• [Exercise task] Pictures are to be left out. Copy exactly the lines from the one containing "Give me the" to the one containing "import React from 'react';", both ends kept.

--- Records for the task ---

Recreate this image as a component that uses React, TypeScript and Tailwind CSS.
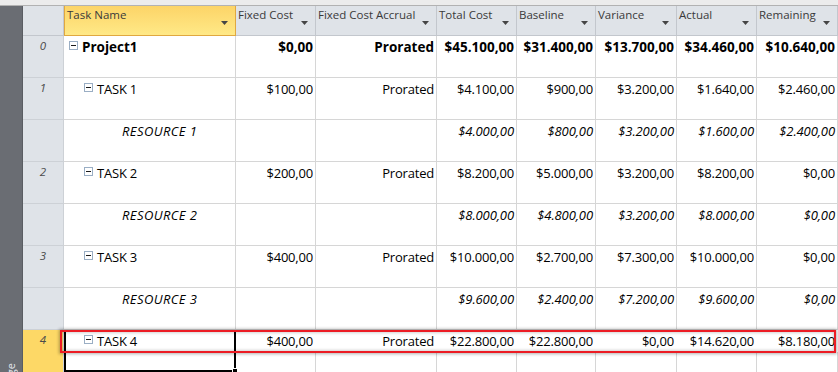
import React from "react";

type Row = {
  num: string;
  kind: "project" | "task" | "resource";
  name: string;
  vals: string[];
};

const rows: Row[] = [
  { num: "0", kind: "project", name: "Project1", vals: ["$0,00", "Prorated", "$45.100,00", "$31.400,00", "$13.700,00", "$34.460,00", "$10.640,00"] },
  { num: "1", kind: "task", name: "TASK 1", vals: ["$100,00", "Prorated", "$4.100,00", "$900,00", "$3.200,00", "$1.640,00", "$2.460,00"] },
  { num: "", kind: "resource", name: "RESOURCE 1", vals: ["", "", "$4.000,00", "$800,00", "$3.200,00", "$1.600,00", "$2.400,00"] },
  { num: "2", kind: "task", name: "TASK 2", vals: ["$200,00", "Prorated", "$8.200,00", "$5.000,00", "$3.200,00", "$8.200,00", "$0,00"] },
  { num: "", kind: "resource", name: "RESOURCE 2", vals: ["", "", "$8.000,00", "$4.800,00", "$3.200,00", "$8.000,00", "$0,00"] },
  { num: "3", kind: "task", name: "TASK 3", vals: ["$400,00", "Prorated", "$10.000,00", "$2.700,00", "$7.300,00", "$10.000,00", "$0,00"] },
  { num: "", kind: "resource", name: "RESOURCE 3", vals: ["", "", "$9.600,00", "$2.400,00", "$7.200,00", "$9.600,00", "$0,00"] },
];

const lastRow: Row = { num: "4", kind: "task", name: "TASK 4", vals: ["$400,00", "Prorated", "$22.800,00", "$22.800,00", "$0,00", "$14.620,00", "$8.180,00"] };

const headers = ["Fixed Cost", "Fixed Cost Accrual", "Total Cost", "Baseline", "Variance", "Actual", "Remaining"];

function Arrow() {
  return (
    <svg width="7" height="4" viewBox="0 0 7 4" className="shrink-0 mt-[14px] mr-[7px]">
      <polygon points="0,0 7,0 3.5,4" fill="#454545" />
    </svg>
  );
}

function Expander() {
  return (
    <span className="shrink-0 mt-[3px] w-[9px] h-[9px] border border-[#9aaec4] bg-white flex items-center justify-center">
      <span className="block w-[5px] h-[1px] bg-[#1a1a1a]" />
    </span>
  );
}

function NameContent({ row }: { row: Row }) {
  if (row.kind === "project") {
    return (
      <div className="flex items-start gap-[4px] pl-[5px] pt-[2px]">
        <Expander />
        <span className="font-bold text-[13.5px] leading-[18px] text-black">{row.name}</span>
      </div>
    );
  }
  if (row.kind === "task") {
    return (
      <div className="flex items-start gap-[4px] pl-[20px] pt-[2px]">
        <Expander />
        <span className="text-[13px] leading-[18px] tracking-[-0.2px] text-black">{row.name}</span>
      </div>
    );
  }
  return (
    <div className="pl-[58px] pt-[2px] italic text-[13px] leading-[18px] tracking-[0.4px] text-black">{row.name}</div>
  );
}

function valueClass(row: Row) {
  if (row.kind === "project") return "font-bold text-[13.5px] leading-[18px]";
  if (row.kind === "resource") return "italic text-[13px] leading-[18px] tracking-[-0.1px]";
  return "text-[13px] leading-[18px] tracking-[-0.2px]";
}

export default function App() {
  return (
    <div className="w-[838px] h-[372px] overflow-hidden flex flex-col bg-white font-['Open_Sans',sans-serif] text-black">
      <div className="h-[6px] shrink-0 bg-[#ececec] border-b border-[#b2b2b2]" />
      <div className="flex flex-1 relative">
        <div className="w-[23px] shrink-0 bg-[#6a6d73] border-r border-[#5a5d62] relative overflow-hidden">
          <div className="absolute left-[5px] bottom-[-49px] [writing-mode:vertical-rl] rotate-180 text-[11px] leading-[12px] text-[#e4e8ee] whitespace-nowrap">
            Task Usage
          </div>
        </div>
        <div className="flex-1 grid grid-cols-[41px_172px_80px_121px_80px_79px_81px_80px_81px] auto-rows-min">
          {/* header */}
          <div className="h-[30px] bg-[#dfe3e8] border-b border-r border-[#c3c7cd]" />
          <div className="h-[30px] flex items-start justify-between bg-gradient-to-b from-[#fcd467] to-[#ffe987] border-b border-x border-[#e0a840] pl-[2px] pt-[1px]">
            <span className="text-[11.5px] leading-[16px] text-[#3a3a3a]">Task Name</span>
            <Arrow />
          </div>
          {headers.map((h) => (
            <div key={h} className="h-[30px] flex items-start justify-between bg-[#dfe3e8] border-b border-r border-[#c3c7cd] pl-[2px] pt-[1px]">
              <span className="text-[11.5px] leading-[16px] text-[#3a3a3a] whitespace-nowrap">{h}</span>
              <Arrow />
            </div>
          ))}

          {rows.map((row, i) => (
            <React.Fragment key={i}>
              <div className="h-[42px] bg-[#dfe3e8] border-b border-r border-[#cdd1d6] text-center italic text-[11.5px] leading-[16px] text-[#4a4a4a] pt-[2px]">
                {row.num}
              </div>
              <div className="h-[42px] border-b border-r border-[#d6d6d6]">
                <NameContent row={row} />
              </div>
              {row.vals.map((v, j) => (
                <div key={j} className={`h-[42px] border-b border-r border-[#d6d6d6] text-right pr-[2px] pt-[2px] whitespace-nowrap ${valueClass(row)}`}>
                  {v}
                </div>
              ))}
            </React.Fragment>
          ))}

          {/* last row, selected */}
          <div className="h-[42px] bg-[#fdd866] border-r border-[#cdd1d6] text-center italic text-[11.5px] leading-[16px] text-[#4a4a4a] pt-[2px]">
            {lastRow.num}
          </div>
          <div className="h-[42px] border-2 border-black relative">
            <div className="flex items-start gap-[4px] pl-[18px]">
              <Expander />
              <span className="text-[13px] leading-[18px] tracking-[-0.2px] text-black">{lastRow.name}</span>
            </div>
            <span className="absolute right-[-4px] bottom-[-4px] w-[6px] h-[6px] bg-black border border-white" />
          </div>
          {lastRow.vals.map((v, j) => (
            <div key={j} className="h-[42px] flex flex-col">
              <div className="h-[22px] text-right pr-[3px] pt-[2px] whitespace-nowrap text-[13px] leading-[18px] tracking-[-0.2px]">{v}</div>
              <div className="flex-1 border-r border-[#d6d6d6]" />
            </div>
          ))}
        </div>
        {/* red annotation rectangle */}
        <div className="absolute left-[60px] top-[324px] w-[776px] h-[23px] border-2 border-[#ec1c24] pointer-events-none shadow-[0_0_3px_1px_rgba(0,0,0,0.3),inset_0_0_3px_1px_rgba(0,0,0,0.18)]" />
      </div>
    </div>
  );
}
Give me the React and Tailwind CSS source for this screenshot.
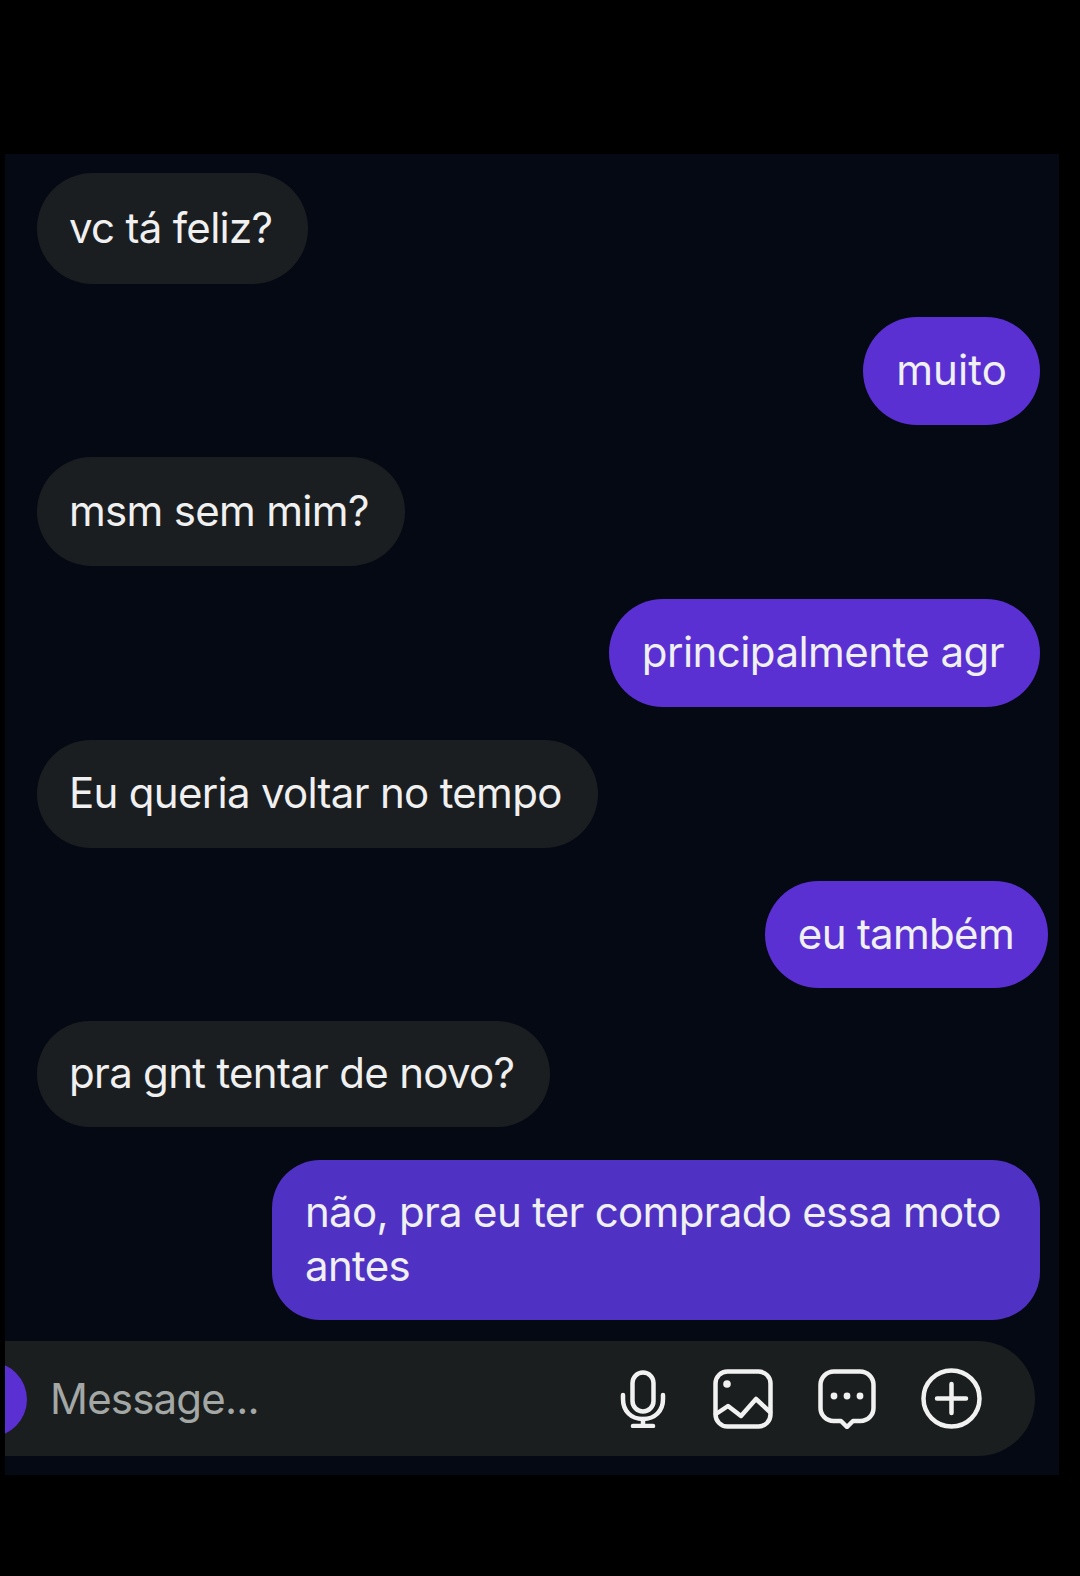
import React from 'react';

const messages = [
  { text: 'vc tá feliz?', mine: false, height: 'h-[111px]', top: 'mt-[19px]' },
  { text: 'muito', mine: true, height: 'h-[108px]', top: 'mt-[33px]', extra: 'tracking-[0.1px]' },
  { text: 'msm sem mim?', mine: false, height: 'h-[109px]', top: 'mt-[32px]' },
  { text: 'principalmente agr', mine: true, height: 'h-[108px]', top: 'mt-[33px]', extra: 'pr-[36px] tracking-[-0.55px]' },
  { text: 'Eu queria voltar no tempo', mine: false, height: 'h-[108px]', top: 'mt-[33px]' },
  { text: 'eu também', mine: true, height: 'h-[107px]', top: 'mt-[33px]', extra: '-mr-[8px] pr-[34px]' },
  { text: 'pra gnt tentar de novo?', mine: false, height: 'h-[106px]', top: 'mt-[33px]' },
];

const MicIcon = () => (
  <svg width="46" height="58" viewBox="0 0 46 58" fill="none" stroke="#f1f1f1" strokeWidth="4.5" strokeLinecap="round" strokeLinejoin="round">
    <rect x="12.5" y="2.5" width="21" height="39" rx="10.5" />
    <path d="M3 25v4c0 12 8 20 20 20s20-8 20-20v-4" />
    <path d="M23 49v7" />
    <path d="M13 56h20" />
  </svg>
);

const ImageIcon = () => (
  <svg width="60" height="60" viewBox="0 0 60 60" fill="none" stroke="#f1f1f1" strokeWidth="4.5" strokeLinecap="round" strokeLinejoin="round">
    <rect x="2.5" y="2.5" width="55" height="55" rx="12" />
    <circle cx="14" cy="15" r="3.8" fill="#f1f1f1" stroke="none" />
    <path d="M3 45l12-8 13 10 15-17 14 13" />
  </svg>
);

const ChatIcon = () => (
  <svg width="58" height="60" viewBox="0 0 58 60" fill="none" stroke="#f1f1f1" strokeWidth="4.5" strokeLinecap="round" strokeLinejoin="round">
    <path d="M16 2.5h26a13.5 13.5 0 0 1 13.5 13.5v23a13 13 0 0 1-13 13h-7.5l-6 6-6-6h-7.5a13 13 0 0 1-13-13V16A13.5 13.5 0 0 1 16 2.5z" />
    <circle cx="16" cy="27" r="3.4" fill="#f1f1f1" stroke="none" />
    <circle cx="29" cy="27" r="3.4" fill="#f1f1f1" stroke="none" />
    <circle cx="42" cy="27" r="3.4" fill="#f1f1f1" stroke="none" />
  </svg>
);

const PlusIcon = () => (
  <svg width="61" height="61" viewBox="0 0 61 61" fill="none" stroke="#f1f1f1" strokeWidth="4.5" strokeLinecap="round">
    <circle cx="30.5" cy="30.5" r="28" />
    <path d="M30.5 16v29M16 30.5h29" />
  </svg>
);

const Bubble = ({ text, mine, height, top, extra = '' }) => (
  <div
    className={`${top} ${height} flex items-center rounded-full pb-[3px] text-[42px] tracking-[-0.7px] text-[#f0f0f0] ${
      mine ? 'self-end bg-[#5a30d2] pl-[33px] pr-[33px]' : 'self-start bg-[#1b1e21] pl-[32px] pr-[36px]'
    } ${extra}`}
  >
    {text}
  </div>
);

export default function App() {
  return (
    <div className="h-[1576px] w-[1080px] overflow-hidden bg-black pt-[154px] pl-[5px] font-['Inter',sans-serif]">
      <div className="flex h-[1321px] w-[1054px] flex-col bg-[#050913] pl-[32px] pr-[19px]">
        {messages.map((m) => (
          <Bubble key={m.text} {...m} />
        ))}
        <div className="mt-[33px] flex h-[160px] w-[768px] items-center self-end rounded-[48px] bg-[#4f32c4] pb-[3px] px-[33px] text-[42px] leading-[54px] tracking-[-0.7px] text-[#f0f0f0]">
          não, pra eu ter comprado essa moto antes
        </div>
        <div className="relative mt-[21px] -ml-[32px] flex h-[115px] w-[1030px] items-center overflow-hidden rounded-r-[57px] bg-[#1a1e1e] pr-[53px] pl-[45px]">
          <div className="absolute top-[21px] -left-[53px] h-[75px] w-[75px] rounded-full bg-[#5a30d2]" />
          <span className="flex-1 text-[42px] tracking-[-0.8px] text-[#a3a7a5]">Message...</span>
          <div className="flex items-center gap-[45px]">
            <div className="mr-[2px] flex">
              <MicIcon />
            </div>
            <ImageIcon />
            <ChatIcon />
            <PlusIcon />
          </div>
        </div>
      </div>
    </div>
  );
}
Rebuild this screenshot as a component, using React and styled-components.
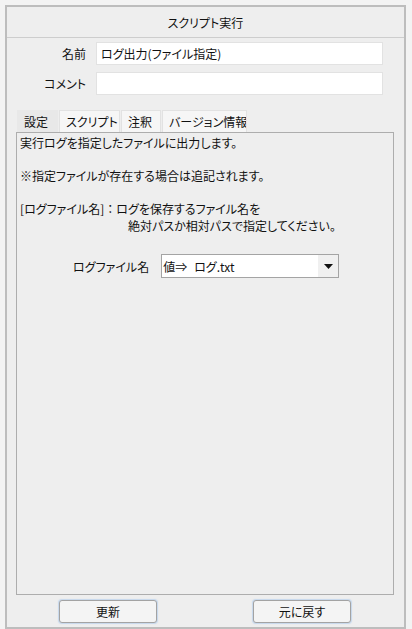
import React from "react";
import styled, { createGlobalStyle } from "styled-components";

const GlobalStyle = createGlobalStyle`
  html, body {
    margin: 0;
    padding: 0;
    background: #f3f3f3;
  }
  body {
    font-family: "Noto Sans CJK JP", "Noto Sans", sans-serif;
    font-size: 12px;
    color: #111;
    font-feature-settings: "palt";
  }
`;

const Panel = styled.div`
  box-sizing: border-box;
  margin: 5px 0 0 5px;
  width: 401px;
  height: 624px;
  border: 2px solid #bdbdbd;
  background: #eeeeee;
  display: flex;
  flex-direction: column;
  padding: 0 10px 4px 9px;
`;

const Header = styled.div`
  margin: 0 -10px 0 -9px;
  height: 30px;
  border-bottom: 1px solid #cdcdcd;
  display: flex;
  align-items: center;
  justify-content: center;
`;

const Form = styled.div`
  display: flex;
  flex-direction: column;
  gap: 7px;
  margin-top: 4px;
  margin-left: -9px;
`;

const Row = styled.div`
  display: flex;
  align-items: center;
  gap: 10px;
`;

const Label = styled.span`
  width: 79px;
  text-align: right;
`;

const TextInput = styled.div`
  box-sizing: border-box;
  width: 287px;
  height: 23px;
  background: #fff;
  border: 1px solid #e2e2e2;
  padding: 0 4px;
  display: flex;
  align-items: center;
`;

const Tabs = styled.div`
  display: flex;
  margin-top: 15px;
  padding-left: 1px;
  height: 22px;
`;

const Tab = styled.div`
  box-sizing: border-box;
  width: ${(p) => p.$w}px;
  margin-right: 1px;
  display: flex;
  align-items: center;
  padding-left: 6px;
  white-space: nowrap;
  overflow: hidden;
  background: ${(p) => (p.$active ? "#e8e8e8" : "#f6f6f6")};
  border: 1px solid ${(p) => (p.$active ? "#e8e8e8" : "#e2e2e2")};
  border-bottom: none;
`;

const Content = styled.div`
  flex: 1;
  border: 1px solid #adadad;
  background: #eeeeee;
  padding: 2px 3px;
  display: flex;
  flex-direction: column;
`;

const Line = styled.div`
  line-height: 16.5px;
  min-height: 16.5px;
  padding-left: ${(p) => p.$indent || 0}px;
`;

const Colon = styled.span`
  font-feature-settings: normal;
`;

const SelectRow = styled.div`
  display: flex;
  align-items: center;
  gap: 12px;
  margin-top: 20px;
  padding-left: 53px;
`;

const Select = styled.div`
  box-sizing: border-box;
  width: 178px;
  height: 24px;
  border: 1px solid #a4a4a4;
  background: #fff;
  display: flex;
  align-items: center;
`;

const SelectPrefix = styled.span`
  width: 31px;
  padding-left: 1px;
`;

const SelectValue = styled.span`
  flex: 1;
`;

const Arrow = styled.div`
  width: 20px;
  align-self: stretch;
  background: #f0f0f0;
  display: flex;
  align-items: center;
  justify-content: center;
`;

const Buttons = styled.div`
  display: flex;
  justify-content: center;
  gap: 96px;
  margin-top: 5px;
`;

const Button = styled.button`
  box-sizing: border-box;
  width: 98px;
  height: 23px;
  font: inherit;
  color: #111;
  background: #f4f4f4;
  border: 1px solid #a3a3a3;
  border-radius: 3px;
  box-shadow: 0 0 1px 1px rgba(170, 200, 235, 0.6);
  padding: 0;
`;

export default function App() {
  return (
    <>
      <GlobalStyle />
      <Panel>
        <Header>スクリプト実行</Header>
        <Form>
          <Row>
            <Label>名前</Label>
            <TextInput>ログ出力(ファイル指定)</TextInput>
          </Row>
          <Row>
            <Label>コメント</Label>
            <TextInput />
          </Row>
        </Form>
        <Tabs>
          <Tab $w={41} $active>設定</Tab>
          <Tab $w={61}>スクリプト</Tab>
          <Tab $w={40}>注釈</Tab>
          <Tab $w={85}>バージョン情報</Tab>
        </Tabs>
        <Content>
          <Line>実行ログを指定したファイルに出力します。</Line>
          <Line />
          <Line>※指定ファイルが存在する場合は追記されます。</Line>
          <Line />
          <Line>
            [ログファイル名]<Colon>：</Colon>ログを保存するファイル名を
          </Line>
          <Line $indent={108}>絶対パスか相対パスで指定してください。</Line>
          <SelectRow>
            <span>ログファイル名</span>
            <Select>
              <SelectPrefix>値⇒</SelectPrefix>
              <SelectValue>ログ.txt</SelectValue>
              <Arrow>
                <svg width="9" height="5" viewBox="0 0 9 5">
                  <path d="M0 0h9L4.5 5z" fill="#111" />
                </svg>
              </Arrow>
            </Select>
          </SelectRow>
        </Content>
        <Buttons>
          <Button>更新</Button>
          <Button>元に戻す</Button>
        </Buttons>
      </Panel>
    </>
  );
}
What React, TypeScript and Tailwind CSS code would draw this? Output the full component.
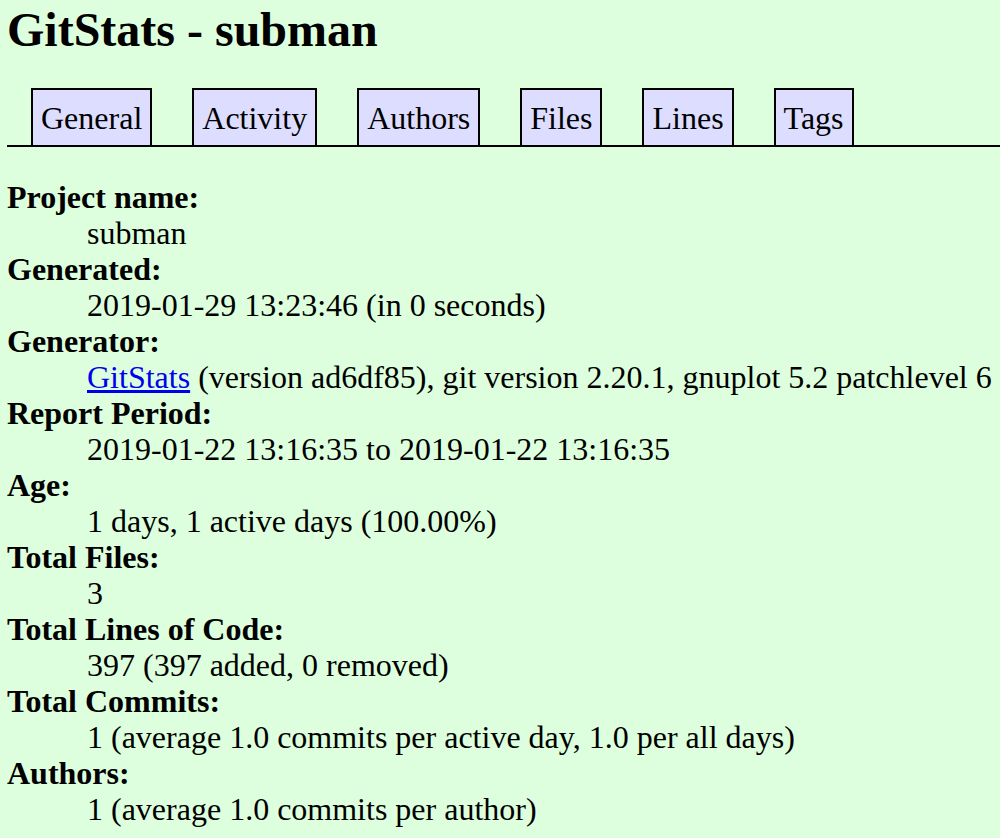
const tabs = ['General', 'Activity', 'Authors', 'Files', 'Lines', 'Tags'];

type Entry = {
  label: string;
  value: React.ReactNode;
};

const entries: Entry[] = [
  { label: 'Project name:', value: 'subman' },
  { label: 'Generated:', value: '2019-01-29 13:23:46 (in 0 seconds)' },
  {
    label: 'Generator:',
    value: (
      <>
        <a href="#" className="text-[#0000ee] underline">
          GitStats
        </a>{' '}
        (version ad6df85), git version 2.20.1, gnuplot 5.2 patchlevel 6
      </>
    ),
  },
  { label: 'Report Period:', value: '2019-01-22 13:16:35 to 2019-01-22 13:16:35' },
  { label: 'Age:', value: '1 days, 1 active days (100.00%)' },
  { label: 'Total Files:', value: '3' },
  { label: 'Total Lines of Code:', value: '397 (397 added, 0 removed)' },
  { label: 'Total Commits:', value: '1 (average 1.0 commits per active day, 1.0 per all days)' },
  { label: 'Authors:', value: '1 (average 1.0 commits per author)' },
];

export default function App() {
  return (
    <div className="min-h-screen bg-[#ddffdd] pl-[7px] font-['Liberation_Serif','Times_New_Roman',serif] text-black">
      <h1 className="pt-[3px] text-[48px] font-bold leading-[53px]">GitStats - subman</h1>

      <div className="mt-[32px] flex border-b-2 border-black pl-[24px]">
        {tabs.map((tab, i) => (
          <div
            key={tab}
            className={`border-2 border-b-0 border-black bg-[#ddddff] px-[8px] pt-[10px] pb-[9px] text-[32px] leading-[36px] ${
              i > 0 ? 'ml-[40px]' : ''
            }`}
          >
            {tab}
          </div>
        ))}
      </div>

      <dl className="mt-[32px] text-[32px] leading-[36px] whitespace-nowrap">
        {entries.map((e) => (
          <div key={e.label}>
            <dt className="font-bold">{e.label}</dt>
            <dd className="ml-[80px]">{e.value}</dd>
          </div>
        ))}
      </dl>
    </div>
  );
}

---

• [Complete answer]
Give me the React and Tailwind CSS source for this screenshot.
import React from 'react';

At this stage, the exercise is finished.